It’s Brainiac 5’s birthday, and at least a few of his friends have decided to celebrate with him. Superboy, Duo Damsel, Karate Kid and Princess Projectra have gifted him with a Lumna-Organ. (No, that’s not something dirty!) Not at all baffled by receiving a musical instrument he’s never played, Brainy teaches himself in minutes, and has his friends swingin’ to the tunes. It’s still the Sixties, even if it is the 2960s.

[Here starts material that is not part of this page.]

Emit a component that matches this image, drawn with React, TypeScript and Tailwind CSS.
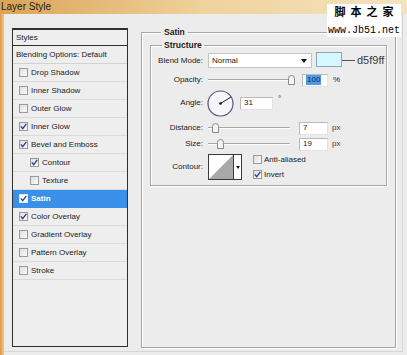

One might not expect our young friend with the 12th level intellect to take so readily to music. I thought it was a nice touch, meaningful to me particularly because one of the smartest men I ever knew, a dear friend and mentor, collected pipe organs. Alas, Alzheimer’s has robbed him of his ability to play or enjoy them any longer. But Brainy is young and ingenious forever. That’s the beauty of fictional friends.
As a part of the celebration, the Legionnaires have secured ivory goblets from Colu, Brainy’s homeworld, and are toasting his birthday with Kono juice, as is traditional. Brainy, being Brainy, asks is “some rat who has it in for us” to have poisoned the juice, it being imported from off-planet. It’s at once a good character moment and a bit of a forced plot device. Does Brainy ask about the status of every foodstuff that’s delivered to the clubhouse? Once assumes gift packages come from parents and admirers all the time, and that there are already security measures in place. So Superboy having to do an impromptu scan would be surprising—especially given that he misses something obvious.
And because he missed something obvious—checking the juice and not the cups themselves—the Legionnaires are poisoned with Rakurga, the deadliest poison in the universe, for which there is no antidote. It’s laced with Green K (in millions of tiny, timed-release capsules!), so even Superboy is going to die with the rest of them, in about 12 hours.
Teen Angst Warning!
I’m surprised this issue isn’t the first one ever adapted by the CW, because it’s loaded with the stuff. Superboy goes to Smallville and fights back tears, seeing how the townspeople adore him, how pretty Lana is, which he’s never noticed, how swell his parents are… Duo Damsel goes home and plays games with her mom and dad, using her power to spend time with each of them. (Again, it’s not mentioned that, if her parents use their powers, they’re currently a family of eight.) Karate Kid, lamenting that he has no family but Sensei, silently declares his love for Projectra, but respectfully won’t intrude on her final hours. Princess Projectra, who wishes Karate Kid were with her, but knows he’d rather die fighting than consummating their relationship, goes to the park so a wandering philosopher can tell her death is her friend.
Okay, it’s not all angst. Superboy, tired of being maudlin, flies back to the 30th Century to do good deeds and let his family and friends think he just upped and vanished. Karate Kid decides to die fighting the Fatal Five, but, alas, he trounces them and runs them off, and lives. And Brainy resolves to die with a test tube in his hand, trying to find an antidote. Nice bit here is that Brainy recognizes that, if Superboy dies now, there will be no Superman. I believe that’s literally the first time in all Legion history that that point was made, but I may stand corrected.
Then they all gather back at the clubhouse to write their last will and testament. Pretty much everyone leaves everything to the Legion, although Brainy leaves his force field belt to Lyle. It’s interesting that he hasn’t made such belts for everyone. I don’t recall if it was ever revealed why that one is the only one.
And then everyone dies.
Okay, everyone falls into a coma, as a shadowy figure stalks the clubhouse, laughing maniacally…
Actually, one of the best stories of the Legion’s last year in Adventure–heavy on character and loaded with suspense.
Roll Call: Superboy, Brainiac 5, Duo Damsel, Karate Kid, Princess Projectra.